Terms and condition
STANDARD TERMS AND CONDITIONS
1. Background
Clouda is a consulting and application development firm with unparalleled VTEX system integration expertise. What Clouda does is deliver data-driven business solutions through services and SaaS product offerings. How Clouda does this is by building strong relationships. The result is enabled customers, not managed services.
2. Definitions
The following terms shall have the following meanings. All capitalized terms not otherwise set out in this section shall have the meaning as set out in the section of this Agreement in which they are defined.
- a) “Affiliate” means, with respect to any party to this Agreement, any person, partnership, joint venture, corporation or other entity which directly or indirectly controls, is controlled by, or is under common control with such party where “control” (or variants of it) means the ability to direct the affairs of another by means of ownership, contract or otherwise.
- b) “Business Day” means any day except Saturdays, Sundays or statutory holidays in the State of California.
- c) “Ecommerce” means electronic commerce.
- d) “Deliverables” means all products that are made, conceived, developed, or delivered to the Client by Clouda, either alone or jointly with others, in connection with the provision of the Services and includes all results of Clouda’s work pursuant to this Agreement, regardless of the form or format or of how such Deliverables are communicated or provided to the Client.

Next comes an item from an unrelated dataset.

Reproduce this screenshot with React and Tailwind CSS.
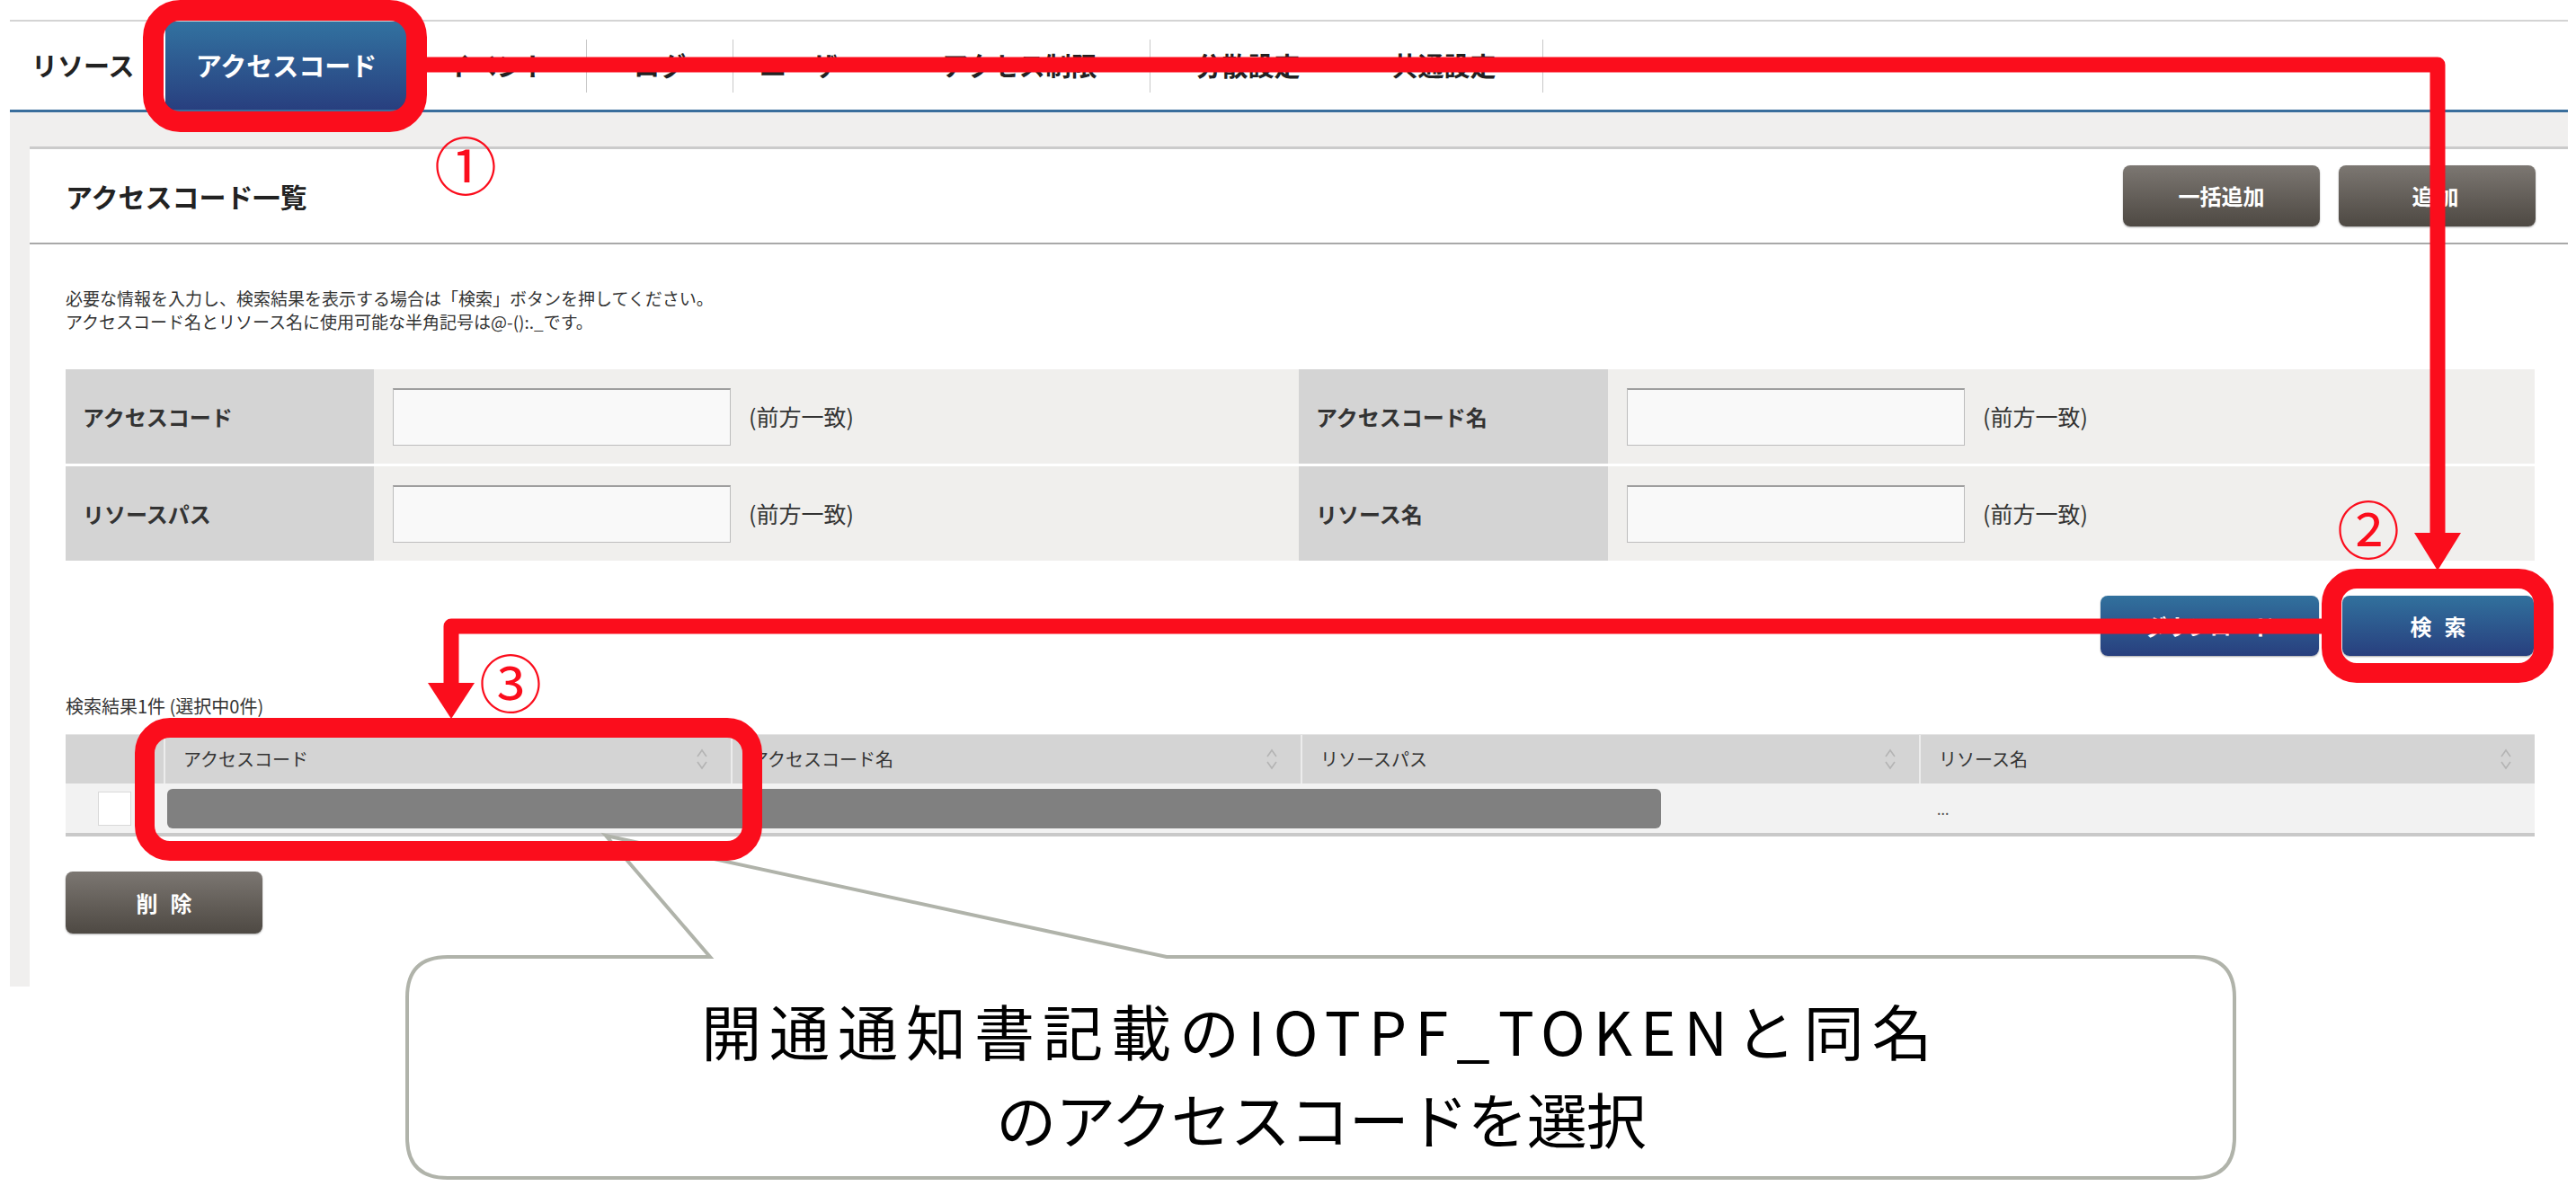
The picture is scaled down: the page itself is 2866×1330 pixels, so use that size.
import React from "react";

const tabs = [
  { label: "リソース", w: "w-[173px] justify-start pl-[24px]" },
  { label: "アクセスコード", w: "w-[269px]", active: true },
  { label: "イベント", w: "w-[199px]", sep: true },
  { label: "ログ", w: "w-[162px]", sep: true },
  { label: "ユーザー", w: "w-[174px]" },
  { label: "アクセス制限", w: "w-[289px]", sep: true },
  { label: "分散設定", w: "w-[217px]" },
  { label: "共通設定", w: "w-[219px]", sep: true },
];

const SortIcon = () => (
  <svg width="16" height="28" viewBox="0 0 16 28" className="shrink-0">
    <path d="M3 11 L8 4 L13 11" fill="none" stroke="#b4b4b4" strokeWidth="1.6" />
    <path d="M3 17 L8 24 L13 17" fill="none" stroke="#b4b4b4" strokeWidth="1.6" />
  </svg>
);

const DarkButton = ({ children, className }) => (
  <div className={`h-[68px] rounded-[8px] bg-linear-to-b from-[#7c7772] to-[#4e4943] shadow-[0_1px_2px_rgba(0,0,0,0.35)] flex items-center justify-center text-white text-[24px] font-bold ${className}`}>
    {children}
  </div>
);

const BlueButton = ({ children, className }) => (
  <div className={`h-[67px] rounded-[8px] bg-linear-to-b from-[#31719d] to-[#283f7e] shadow-[0_1px_2px_rgba(0,0,0,0.35)] flex items-center justify-center text-white text-[24px] font-bold ${className}`}>
    {children}
  </div>
);

const FormRow = ({ left, right }) => (
  <div className="grid grid-cols-[343px_1029px_344px_1fr] h-[105px]">
    <div className="bg-[#d4d4d4] flex items-center pl-[19px] text-[24px] font-bold text-[#333]">{left}</div>
    <div className="bg-[#f0efed] flex items-center pl-[21px]">
      <div className="w-[376px] h-[64px] bg-[#f9f9f9] border border-[#bdbdbd] border-t-2 border-t-[#9e9e9e]"></div>
      <span className="ml-[20px] text-[25px] text-[#333]">(前方一致)</span>
    </div>
    <div className="bg-[#d4d4d4] flex items-center pl-[19px] text-[24px] font-bold text-[#333]">{right}</div>
    <div className="bg-[#f0efed] flex items-center pl-[21px]">
      <div className="w-[376px] h-[64px] bg-[#f9f9f9] border border-[#bdbdbd] border-t-2 border-t-[#9e9e9e]"></div>
      <span className="ml-[20px] text-[25px] text-[#333]">(前方一致)</span>
    </div>
  </div>
);

const headers = ["アクセスコード", "アクセスコード名", "リソースパス", "リソース名"];

const App = () => {
  return (
    <div className="relative w-[2866px] h-[1330px] bg-white overflow-hidden font-['Noto_Sans_CJK_JP','Noto_Sans',sans-serif]">
      {/* screenshot of the admin page */}
      <div className="w-[2857px] pl-[11px] pt-[22px]">
        <div className="flex h-[100px] border-t-2 border-[#d4d4d4]">
          {tabs.map((t) => (
            <React.Fragment key={t.label}>
              <div
                className={`${t.w} flex items-center ${t.w.includes("justify-start") ? "" : "justify-center"} text-[29px] font-bold ${
                  t.active ? "bg-linear-to-b from-[#3272a0] to-[#283f7f] text-white" : "text-[#222]"
                }`}
              >
                {t.label}
              </div>
              {t.sep && <div className="w-px h-[59px] self-center bg-[#c8c8c8]"></div>}
            </React.Fragment>
          ))}
        </div>
        <div className="h-[3px] bg-[#3a6e9c]"></div>
        <div className="h-[973px] bg-[#f0efee] pl-[22px] pt-[38px]">
          <div className="h-full bg-white border-t-[3px] border-[#cbcbcb]">
            <div className="h-[106px] flex items-center justify-between pl-[40px] pr-[36px] border-b-2 border-[#a9a9a9]">
              <h1 className="text-[30px] font-bold text-[#222]">アクセスコード一覧</h1>
              <div className="flex gap-[21px]">
                <DarkButton className="w-[219px]">一括追加</DarkButton>
                <DarkButton className="w-[219px] tracking-[4px]">追加</DarkButton>
              </div>
            </div>
            <div className="pl-[40px] pr-[37px] pt-[47px]">
              <div className="text-[19px] leading-[26px] text-[#333]">
                <p>必要な情報を入力し、検索結果を表示する場合は「検索」ボタンを押してください。</p>
                <p>アクセスコード名とリソース名に使用可能な半角記号は@-():._です。</p>
              </div>
              <div className="mt-[40px] flex flex-col gap-[3px]">
                <FormRow left="アクセスコード" right="アクセスコード名" />
                <FormRow left="リソースパス" right="リソース名" />
              </div>
              <div className="mt-[39px] flex justify-end gap-[26px] pr-[1px]">
                <BlueButton className="w-[243px]">ダウンロード</BlueButton>
                <BlueButton className="w-[213px] tracking-[14px] pl-[14px]">検索</BlueButton>
              </div>
              <p className="mt-[44px] text-[20px] leading-[24px] text-[#333]">検索結果1件 (選択中0件)</p>
              <div className="mt-[19px]">
                <div className="grid grid-cols-[109px_631px_634px_688px_1fr] h-[55px] bg-[#d4d4d4] border-t border-[#e4e4e4]">
                  <div></div>
                  {headers.map((h) => (
                    <div key={h} className="flex items-center justify-between pl-[20px] pr-[24px] border-l-2 border-[#ececec] text-[20px] text-[#333]">
                      <span>{h}</span>
                      <SortIcon />
                    </div>
                  ))}
                </div>
                <div className="grid grid-cols-[109px_1953px_1fr] h-[59px] bg-[#f2f2f2] border-b-4 border-[#c9c9c9]">
                  <div className="flex items-center justify-center">
                    <div className="w-[37px] h-[38px] bg-white border border-[#d9d9d9]"></div>
                  </div>
                  <div className="flex items-center">
                    <div className="ml-[4px] w-[1662px] h-[44px] rounded-[6px] bg-[#808080]"></div>
                  </div>
                  <div className="flex items-center pl-[20px] text-[16px] text-[#555]">...</div>
                </div>
              </div>
              <DarkButton className="mt-[39px] w-[219px] h-[69px] tracking-[14px] pl-[14px]">削除</DarkButton>
            </div>
          </div>
        </div>
      </div>

      {/* callout */}
      <svg className="absolute left-0 top-0" width="2866" height="1330" viewBox="0 0 2866 1330">
        <path
          d="M 498 1065 H 790 L 674 930 L 1298 1065 H 2441 Q 2486 1065 2486 1110 V 1266 Q 2486 1311 2441 1311 H 498 Q 453 1311 453 1266 V 1110 Q 453 1065 498 1065 Z"
          fill="#ffffff"
          stroke="#b0b3aa"
          strokeWidth="4"
          strokeLinejoin="miter"
        />
      </svg>
      <div className="absolute left-[453px] top-[1065px] w-[2033px] h-[246px] flex flex-col items-center justify-center pt-[14px] text-[67px] leading-[98px] text-black">
        <p className="tracking-[9px]">開通通知書記載のIOTPF_TOKENと同名</p>
        <p className="tracking-[-1px]">のアクセスコードを選択</p>
      </div>

      {/* red annotations */}
      <svg className="absolute left-0 top-0" width="2866" height="1330" viewBox="0 0 2866 1330">
        <g fill="none" stroke="#fb0d1c">
          <rect x="170.5" y="11.5" width="293" height="124" rx="30" strokeWidth="23" />
          <rect x="2594" y="644" width="236" height="105" rx="28" strokeWidth="22" />
          <rect x="161" y="810" width="676" height="137" rx="28" strokeWidth="22" />
          <path d="M 475 72 H 2712 V 600" strokeWidth="17" strokeLinejoin="round" />
          <path d="M 2583 697 H 502 V 765" strokeWidth="17" strokeLinejoin="round" />
        </g>
        <polygon points="2686,593 2738,593 2712,635" fill="#fb0d1c" />
        <polygon points="476,760 528,760 502,800" fill="#fb0d1c" />
      </svg>
      <span className="absolute left-[518px] top-[182px] -translate-x-1/2 -translate-y-1/2 text-[70px] leading-none text-[#fb0d1c]">①</span>
      <span className="absolute left-[2635px] top-[587px] -translate-x-1/2 -translate-y-1/2 text-[70px] leading-none text-[#fb0d1c]">②</span>
      <span className="absolute left-[568px] top-[758px] -translate-x-1/2 -translate-y-1/2 text-[70px] leading-none text-[#fb0d1c]">③</span>
    </div>
  );
};

export default App;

- e) “Fees” means the fees payable by the Client to Clouda for the Services and / or the Deliverables, plus the Technology Fee and all applicable duties, levies, taxes, or similar governmental assessments of any nature, including but not limited to value added, sales and use, or withholding taxes, assessable by any local, state, provincial, federal, or foreign jurisdiction, if any.
- f) “Intellectual Property” means all systems, applications, software code (in any form, including source code, executable or object code), original works of authorship, algorithms, tool-kits, technology, widgets, formulae, programs, concepts, work-arounds, databases, designs, diagrams, documentation, drawings, charts, ideas, inventions (whether or not such inventions are patentable), know-how, trademarks (whether registered or not), brand names, logos, slogans, methods, techniques, models, procedures, and processes.
- g) “Intellectual Property Rights” means all: (a) copyrights, (b) moral rights, (c) rights associated with works of authorship, (d) trademark rights, (e) trade name rights, (f) trade secret rights, (g) patent and industrial property rights (whether registered or not), and (h) other proprietary rights, in Intellectual Property.
- h) “VTEX” means the vtex.com software as a service (SaaS) platform, including, without limitation, the VTEX Ecommerce and marketplace software.
- i) “Services” means the consulting services to be provided by Clouda to the Client as described in this Agreement and any SOW(s) attached hereto.
- j) “Statement(s) of Work” or “SOW(s)” means the Statements of Work attached hereto as Schedule “B” including any changes and modifications, that describe the Services and/or Deliverables to be provided by Clouda to the Client.
- k) “Technology Fee” means a 2.0% charge applied to the Services for applications and technology that improve the quality and efficiency of the Services, further detailed under section 5.3 “Technology Fee”.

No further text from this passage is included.